By Angus Dalton
From the ashes of the asteroid strike that killed the dinosaurs, the ancestors of modern birds arose in an evolutionary blitz that would eventually bring albatross to Atlantic skies, emus to the outback and lorikeets to our windowsills.
Australian scientists have contributed to the largest and most complete study of bird evolution to date. This new tree of life, they say, confirms most modern bird groups evolved within a tiny five-million-year evolutionary window, bursting into the ecological chasm left by the dinosaurs.
The question of when modern birds arose has long dogged scientists and pitted evolutionary biologists against each other in fierce debate.
“Every time a new study is published, there’s basically a different story about how birds are related to each other. There’s lots of conflict,” said co-author of the research Professor Simon Ho, an evolutionary biologist at the University of Sydney.
Only in February, another study claimed modern birds arose 100 million years ago amid the dinosaurs’ reign and that the mass asteroid extinction 66 million years ago had “limited impact on birds’ evolution”.
“But now, because we’ve got the largest data set that we’ve ever used for studying birds, we think we’ve got the most confident estimate,” Ho said.
Scientists crunched the billion letter-long genomes of 363 birds and analysed 187 fossils for the study, published in Nature on Tuesday.
Dr Jacqueline Nguyen was part of the study’s fossil team. In 2013, she identified a 16- to 23 million-year-old fragment of fossilised magpie leg bone and named the ancient species Kurrartapu johnnguyeni – in honour of her father, who had died from leukaemia.
“Now it’s been used to estimate when all living birds appeared, so this humble little fossil has actually had quite an important role in our understanding of bird evolution,” said Nguyen, a bird palaeontologist from the Australian Museum and Flinders University.
The researchers believe only two modern bird groups were around at the time of the dinosaurs: the flightless ratites, which now includes emus, ostriches and cassowaries; and fowl, including the ancestors of chickens, ducks, swans and geese.
But these groups account for only 5 per cent of bird species. The rest are within the Neoaves clade (a group with a common ancestor), comprising birds as diverse as kingfishers, boobies, toucans, sparrows, owls, penguins, woodpeckers and wedge-tailed eagles. Their ancestors, Nguyen said, emerged in a “big bang” evolution event after the dinosaurs disappeared.
The sub-categories of the Neoaves include a “magnificent seven”, ranging from vultures in the first category to flamingoes in the seventh. Then there are the three intriguing groups of “orphaned orders” – whose ancestries have long been a mystery.
The evolutionary orphans include cranes, shorebirds and gulls. The new analysis has shed new light on these bird species and where they slot into the tree of life.

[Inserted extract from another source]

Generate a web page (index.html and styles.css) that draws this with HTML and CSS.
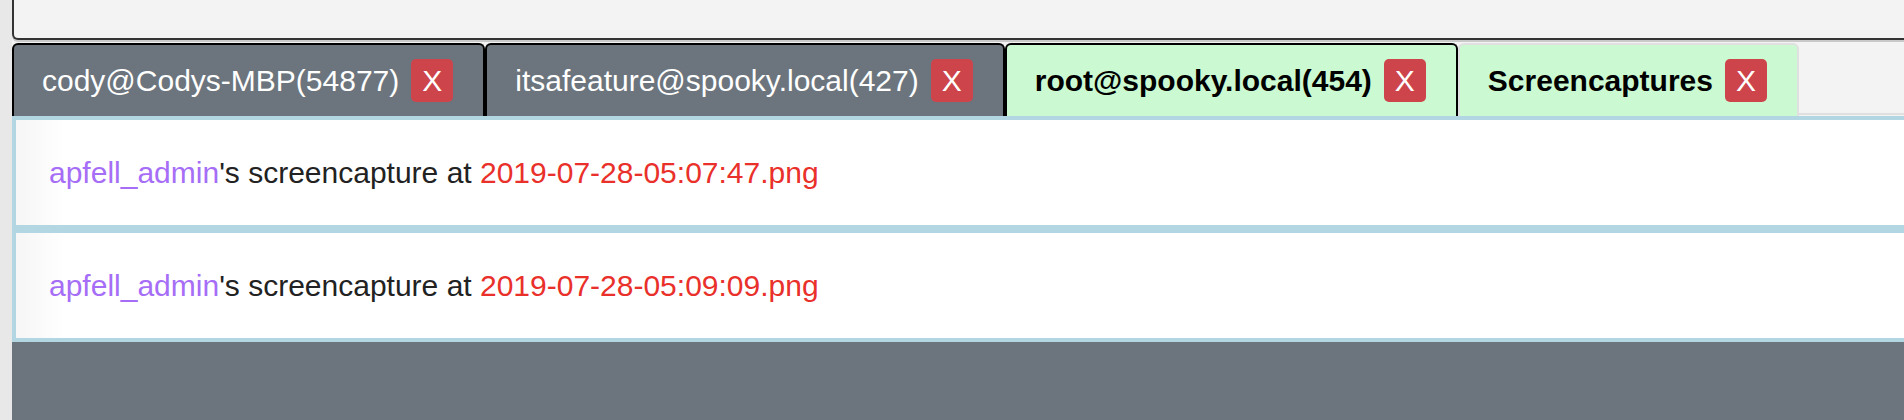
FILE: index.html
```html
<!DOCTYPE html>
<html>
<head>
<meta charset="utf-8">
<link rel="stylesheet" href="styles.css">
</head>
<body>
<div class="page">
  <div class="side"></div>
  <div class="main">
    <div class="topbox"></div>
    <div class="tabbar">
      <div class="tab tab-dark"><span class="tab-label">cody@Codys-MBP(54877)</span><span class="close">X</span></div>
      <div class="tab tab-dark"><span class="tab-label">itsafeature@spooky.local(427)</span><span class="close">X</span></div>
      <div class="tab tab-green tab-outlined"><span class="tab-label">root@spooky.local(454)</span><span class="close">X</span></div>
      <div class="tab tab-green tab-active"><span class="tab-label">Screencaptures</span><span class="close">X</span></div>
      <div class="tab-fill"></div>
    </div>
    <div class="rows">
      <div class="row"><span class="user">apfell_admin</span>'s screencapture at <span class="file">2019-07-28-05:07:47.png</span></div>
      <div class="row"><span class="user">apfell_admin</span>'s screencapture at <span class="file">2019-07-28-05:09:09.png</span></div>
    </div>
    <div class="footer"></div>
  </div>
</div>
</body>
</html>
```
FILE: styles.css
```css
* { box-sizing: border-box; }
html, body { margin: 0; padding: 0; }
body {
  width: 1904px;
  height: 420px;
  overflow: hidden;
  font-family: "Liberation Sans", Arial, sans-serif;
  background: #f3f3f3;
}
.page {
  display: flex;
  height: 420px;
}
.side {
  width: 12px;
  flex: none;
  background: #e8e8e8;
}
.main {
  flex: 1;
  display: flex;
  flex-direction: column;
  min-width: 0;
  background: #f3f3f3;
}
.topbox {
  height: 40px;
  flex: none;
  background: #f3f3f3;
  border-left: 2px solid #333;
  border-bottom: 2px solid #333;
  border-bottom-left-radius: 6px;
  box-shadow: 0 2px 0 #c9c9c9;
}
.tabbar {
  display: flex;
  align-items: stretch;
  height: 76px;
  padding-top: 3px;
  flex: none;
}
.tab {
  display: flex;
  align-items: center;
  gap: 12px;
  padding: 0 30px 0 28px;
  border: 2px solid #000;
  border-bottom: 0;
  border-radius: 6px 6px 0 0;
  font-size: 30px;
  white-space: nowrap;
}
.tab-dark {
  background: #6c757d;
  color: #fff;
}
.tab-green {
  background: #cbf9d2;
  color: #000;
  font-weight: bold;
}
.tab-active {
  border-color: #e0e0e0;
}
.close {
  display: inline-block;
  height: 43px;
  line-height: 43px;
  padding: 0 11px;
  background: #cd444b;
  color: #fff;
  border-radius: 5px;
  font-weight: normal;
  font-size: 30px;
}
.tab-fill {
  flex: 1;
  border-bottom: 2px solid #e0e0e0;
  margin-bottom: 1px;
}
.rows {
  flex: none;
  display: flex;
  flex-direction: column;
}
.row {
  height: 113px;
  display: flex;
  align-items: center;
  padding-left: 33px;
  border: 4px solid #b3d7e2;
  border-right: 0;
  background: linear-gradient(to right, #f6f6f6, #ffffff 50px);
  font-size: 30px;
  color: #222;
  white-space: pre;
}
.user { color: #a66df6; }
.file { color: #e9302a; }
.footer {
  flex: 1;
  background: #6c757d;
}
```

One bird remains a stubborn enigma: the swamp-dwelling, blue-faced, red-eyed hoatzin, which sports a spiky orange mohawk-style crest. The chicken-sized South American bird is the last of its lineage and the sole creature in the third orphaned order.
“It’s very much a punk bird,” Nguyen said. “It’s the only bird that ferments leaves in its gut using bacteria, kind of like cows. Because of that, unfortunately, it smells like manure.”
The study also lends more evidence to the idea that songbirds – which make up half of all bird species and include willie wagtails, magpies and honeyeaters – evolved 50 million years ago in Australia.
“It’s pretty amazing when you think about it – nearly half of the world’s birds can trace their ancestry back to Australia,” Nguyen said.